(Lines of data)

○ ○ ○

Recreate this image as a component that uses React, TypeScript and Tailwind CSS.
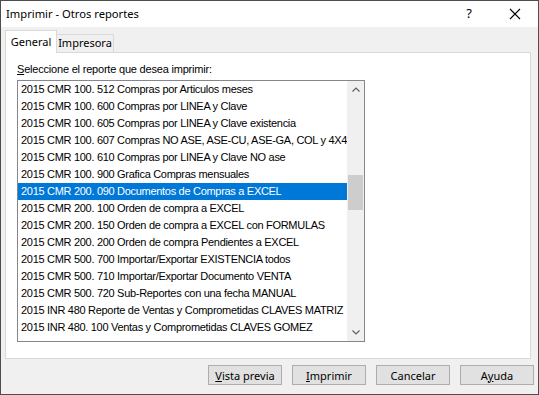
import React from "react";

const reports = [
  "2015 CMR 100. 512 Compras por Articulos meses",
  "2015 CMR 100. 600 Compras por LINEA y Clave",
  "2015 CMR 100. 605 Compras por LINEA y Clave existencia",
  "2015 CMR 100. 607 Compras NO ASE, ASE-CU, ASE-GA, COL y 4X4",
  "2015 CMR 100. 610 Compras por LINEA y Clave NO ase",
  "2015 CMR 100. 900 Grafica Compras mensuales",
  "2015 CMR 200. 090 Documentos de Compras a EXCEL",
  "2015 CMR 200. 100 Orden de compra a EXCEL",
  "2015 CMR 200. 150 Orden de compra a EXCEL con FORMULAS",
  "2015 CMR 200. 200 Orden de compra Pendientes a EXCEL",
  "2015 CMR 500. 700 Importar/Exportar EXISTENCIA todos",
  "2015 CMR 500. 710 Importar/Exportar Documento VENTA",
  "2015 CMR 500. 720 Sub-Reportes con una fecha MANUAL",
  "2015 INR 480 Reporte de Ventas y Comprometidas CLAVES MATRIZ",
  "2015 INR 480. 100 Ventas y Comprometidas CLAVES GOMEZ",
];

const ui = { fontFamily: '"Noto Sans", "Open Sans", sans-serif' };
const list = { fontFamily: '"Liberation Sans", Arial, sans-serif' };

function Btn({ children }: { children: React.ReactNode }) {
  return (
    <button className="w-[74px] h-[20px] bg-[#e1e1e1] border border-[#adadad] text-[11px] leading-none text-black">
      {children}
    </button>
  );
}

export default function App() {
  const selected = 6;
  return (
    <div
      className="w-[539px] h-[395px] border border-[#4d4d4d] bg-[#f0f0f0] flex flex-col overflow-hidden"
      style={ui}
    >
      {/* title bar */}
      <div className="h-[26px] bg-white flex items-center shrink-0">
        <span className="pl-[5px] text-[11.2px] text-black">Imprimir - Otros reportes</span>
        <span className="ml-auto w-[46px] text-center text-[13px] text-black">?</span>
        <span className="w-[45px] flex justify-center mr-[1px]">
          <svg width="12" height="12" viewBox="0 0 12 12">
            <path d="M1 1 L11 11 M11 1 L1 11" stroke="#000" strokeWidth="1.1" />
          </svg>
        </span>
      </div>

      {/* tabs */}
      <div className="pl-[4px] pt-[2px] flex items-end h-[25px] shrink-0">
        <div className="h-[23px] w-[52px] justify-center bg-white border border-b-0 border-[#d9d9d9] text-[11px] flex items-center relative top-[1px] z-10">
          General
        </div>
        <div className="h-[18px] w-[57px] justify-center bg-[#f0f0f0] border border-l-0 border-b-0 border-[#d9d9d9] text-[11px] flex items-center">
          Impresora
        </div>
      </div>

      {/* panel */}
      <div className="ml-[4px] w-[526px] h-[307px] bg-white border border-[#d9d9d9] shrink-0 pl-[11px] pt-[8px]">
        <div className="text-[11px] tracking-[-0.2px] text-black leading-[17px]" style={list}>
          <span className="underline">S</span>eleccione el reporte que desea imprimir:
        </div>
        <div className="mt-[2px] w-[348px] h-[262px] border border-[#828790] flex">
          <div className="flex-1 min-w-0 flex flex-col" style={list}>
            {reports.map((r, i) => (
              <div
                key={r}
                className={
                  "h-[17px] leading-[17px] pl-[3px] text-[11px] tracking-[-0.3px] whitespace-nowrap overflow-hidden " +
                  (i === selected ? "bg-[#0078d7] text-white" : "text-black")
                }
              >
                {r}
              </div>
            ))}
          </div>
          <div className="w-[17px] shrink-0 bg-[#f0f0f0] flex flex-col items-center">
            <div className="h-[17px] flex items-center justify-center">
              <svg width="8" height="5" viewBox="0 0 8 5">
                <path d="M0.5 4.5 L4 1 L7.5 4.5" stroke="#606060" strokeWidth="1.2" fill="none" />
              </svg>
            </div>
            <div className="mt-[77px] w-[15px] h-[35px] bg-[#cdcdcd]" />
            <div className="mt-auto h-[17px] flex items-center justify-center">
              <svg width="8" height="5" viewBox="0 0 8 5">
                <path d="M0.5 0.5 L4 4 L7.5 0.5" stroke="#606060" strokeWidth="1.2" fill="none" />
              </svg>
            </div>
          </div>
        </div>
      </div>

      {/* buttons */}
      <div className="flex justify-end gap-[10px] pr-[4px] pt-[6px]">
        <Btn>
          <span className="underline">V</span>ista previa
        </Btn>
        <Btn>
          <span className="underline">I</span>mprimir
        </Btn>
        <Btn>Cancelar</Btn>
        <Btn>
          A<span className="underline">y</span>uda
        </Btn>
      </div>
    </div>
  );
}
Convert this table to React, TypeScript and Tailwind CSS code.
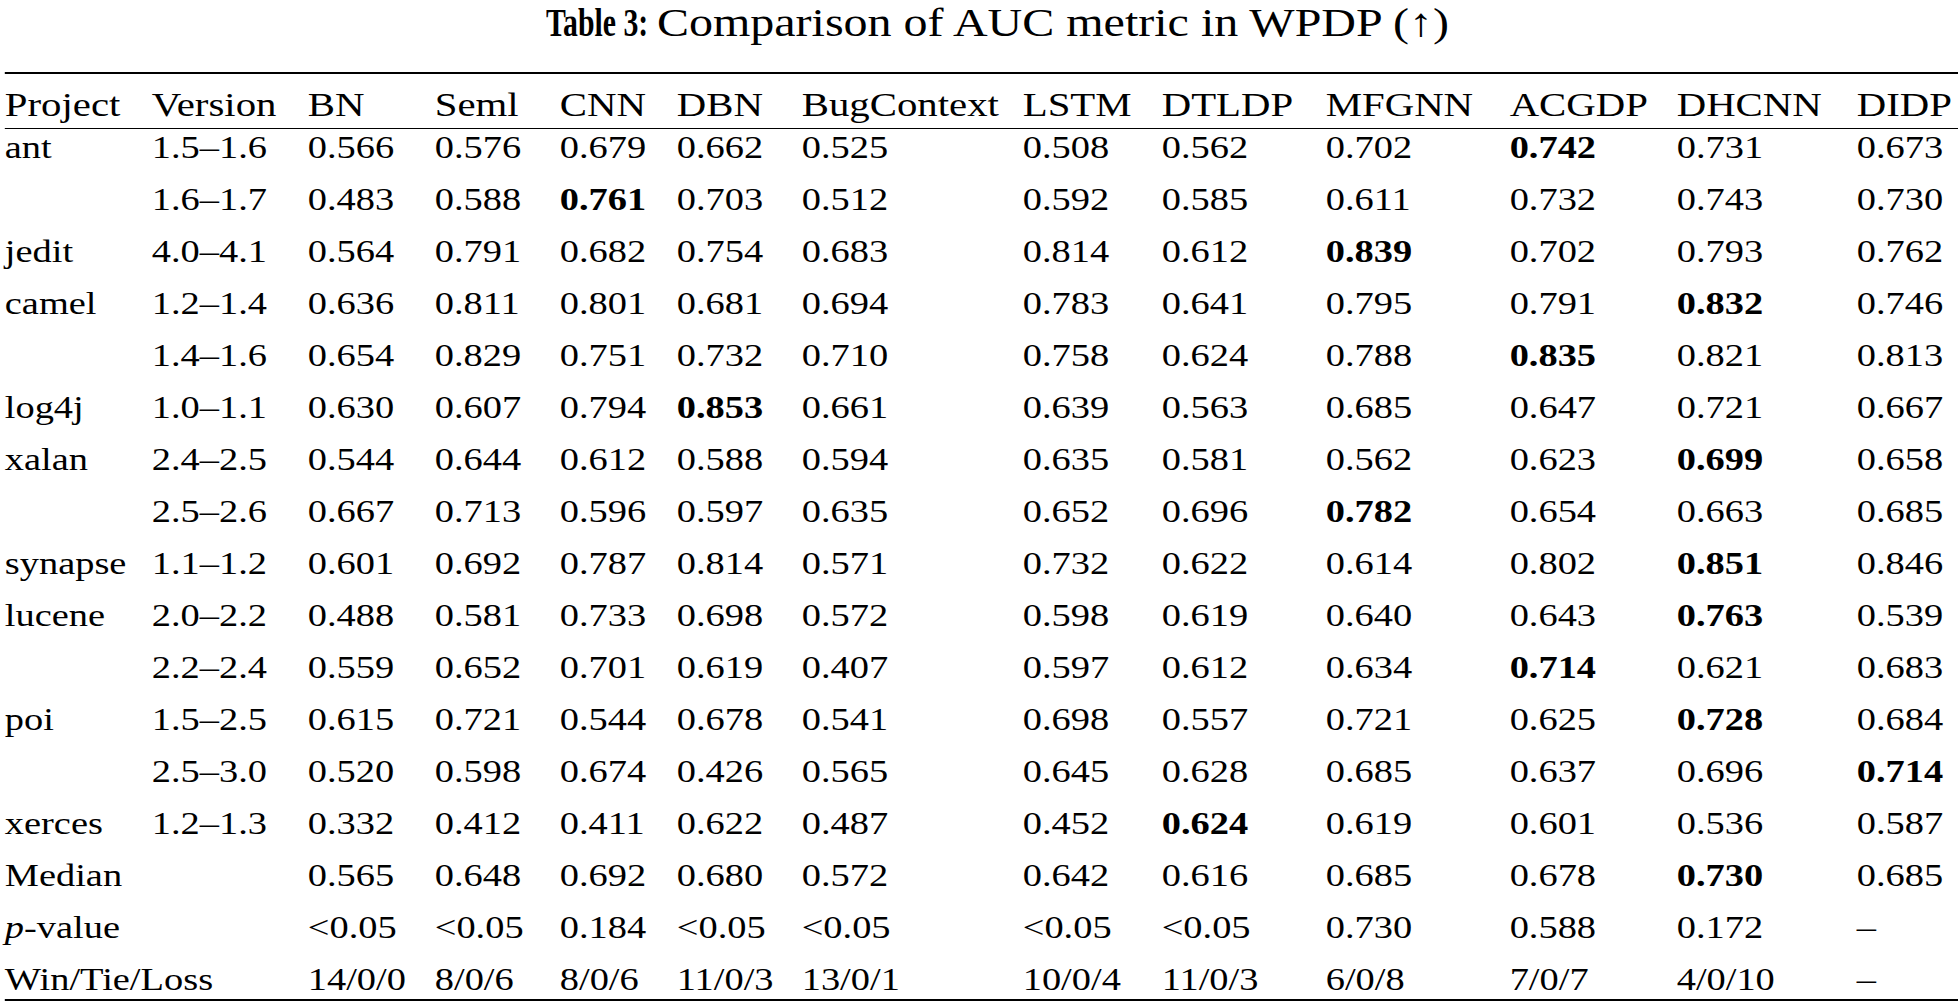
const columns = ['Project', 'Version', 'BN', 'Seml', 'CNN', 'DBN', 'BugContext', 'LSTM', 'DTLDP', 'MFGNN', 'ACGDP', 'DHCNN', 'DIDP'];

// "*" in front of a value marks the best score of the row (bold)
const rows: string[][] = [
  ['ant', '1.5–1.6', '0.566', '0.576', '0.679', '0.662', '0.525', '0.508', '0.562', '0.702', '*0.742', '0.731', '0.673'],
  ['', '1.6–1.7', '0.483', '0.588', '*0.761', '0.703', '0.512', '0.592', '0.585', '0.611', '0.732', '0.743', '0.730'],
  ['jedit', '4.0–4.1', '0.564', '0.791', '0.682', '0.754', '0.683', '0.814', '0.612', '*0.839', '0.702', '0.793', '0.762'],
  ['camel', '1.2–1.4', '0.636', '0.811', '0.801', '0.681', '0.694', '0.783', '0.641', '0.795', '0.791', '*0.832', '0.746'],
  ['', '1.4–1.6', '0.654', '0.829', '0.751', '0.732', '0.710', '0.758', '0.624', '0.788', '*0.835', '0.821', '0.813'],
  ['log4j', '1.0–1.1', '0.630', '0.607', '0.794', '*0.853', '0.661', '0.639', '0.563', '0.685', '0.647', '0.721', '0.667'],
  ['xalan', '2.4–2.5', '0.544', '0.644', '0.612', '0.588', '0.594', '0.635', '0.581', '0.562', '0.623', '*0.699', '0.658'],
  ['', '2.5–2.6', '0.667', '0.713', '0.596', '0.597', '0.635', '0.652', '0.696', '*0.782', '0.654', '0.663', '0.685'],
  ['synapse', '1.1–1.2', '0.601', '0.692', '0.787', '0.814', '0.571', '0.732', '0.622', '0.614', '0.802', '*0.851', '0.846'],
  ['lucene', '2.0–2.2', '0.488', '0.581', '0.733', '0.698', '0.572', '0.598', '0.619', '0.640', '0.643', '*0.763', '0.539'],
  ['', '2.2–2.4', '0.559', '0.652', '0.701', '0.619', '0.407', '0.597', '0.612', '0.634', '*0.714', '0.621', '0.683'],
  ['poi', '1.5–2.5', '0.615', '0.721', '0.544', '0.678', '0.541', '0.698', '0.557', '0.721', '0.625', '*0.728', '0.684'],
  ['', '2.5–3.0', '0.520', '0.598', '0.674', '0.426', '0.565', '0.645', '0.628', '0.685', '0.637', '0.696', '*0.714'],
  ['xerces', '1.2–1.3', '0.332', '0.412', '0.411', '0.622', '0.487', '0.452', '*0.624', '0.619', '0.601', '0.536', '0.587'],
  ['Median', '', '0.565', '0.648', '0.692', '0.680', '0.572', '0.642', '0.616', '0.685', '0.678', '*0.730', '0.685'],
  ['p-value', '', '<0.05', '<0.05', '0.184', '<0.05', '<0.05', '<0.05', '<0.05', '0.730', '0.588', '0.172', '–'],
  ['Win/Tie/Loss', '', '14/0/0', '8/0/6', '8/0/6', '11/0/3', '13/0/1', '10/0/4', '11/0/3', '6/0/8', '7/0/7', '4/0/10', '–'],
];

const gridCols =
  'grid grid-cols-[122.5px_130px_105.8px_104.2px_97.5px_104.1px_184.2px_115.8px_136.7px_153.3px_139.2px_150px_80.5px]';

function Cell({ value }: { value: string }) {
  if (value === 'p-value') {
    return (
      <div className="whitespace-nowrap">
        <i>p</i>-value
      </div>
    );
  }
  if (value.startsWith('*')) {
    return <div className="whitespace-nowrap font-bold">{value.slice(1)}</div>;
  }
  return <div className="whitespace-nowrap">{value}</div>;
}

export default function App() {
  return (
    <div className="min-h-screen bg-white overflow-hidden">
      {/* the source figure is stretched sideways, so the whole table is widened */}
      <div className="w-[1632px] origin-top-left scale-x-[1.2] font-['Liberation_Serif','Times_New_Roman',serif] text-black">
        {/* Caption */}
        <div className="h-[72px] pl-[455px] text-[40px] leading-[45px] whitespace-nowrap">
          <span className="inline-block origin-left scale-x-[0.62] font-bold mr-[-45px]">Table 3:</span>
          Comparison of AUC metric in WPDP (↑)
        </div>

        {/* Table */}
        <div className="ml-[4px] border-y-[2.5px] border-black text-[32px]">
          <div className={`${gridCols} h-[54.5px] pt-[12px] text-[34px] leading-[38px] border-b-[1.5px] border-black`}>
            {columns.map((c) => (
              <div key={c} className="whitespace-nowrap">
                {c}
              </div>
            ))}
          </div>

          {rows.map((row, i) => (
            <div key={i} className={`${gridCols} h-[52px] last:h-[38px] leading-[36px]`}>
              {row.map((v, j) => (
                <Cell key={j} value={v} />
              ))}
            </div>
          ))}
        </div>
      </div>
    </div>
  );
}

○ ○ ○

- Problem requirements:
Leave the pictures out and repeat exactly the lines from the beginning of the records to the line bearing "import React from", both ends counted.

- Finished task:
Recreate this image as a component that uses React, TypeScript and Tailwind CSS.
import React from "react";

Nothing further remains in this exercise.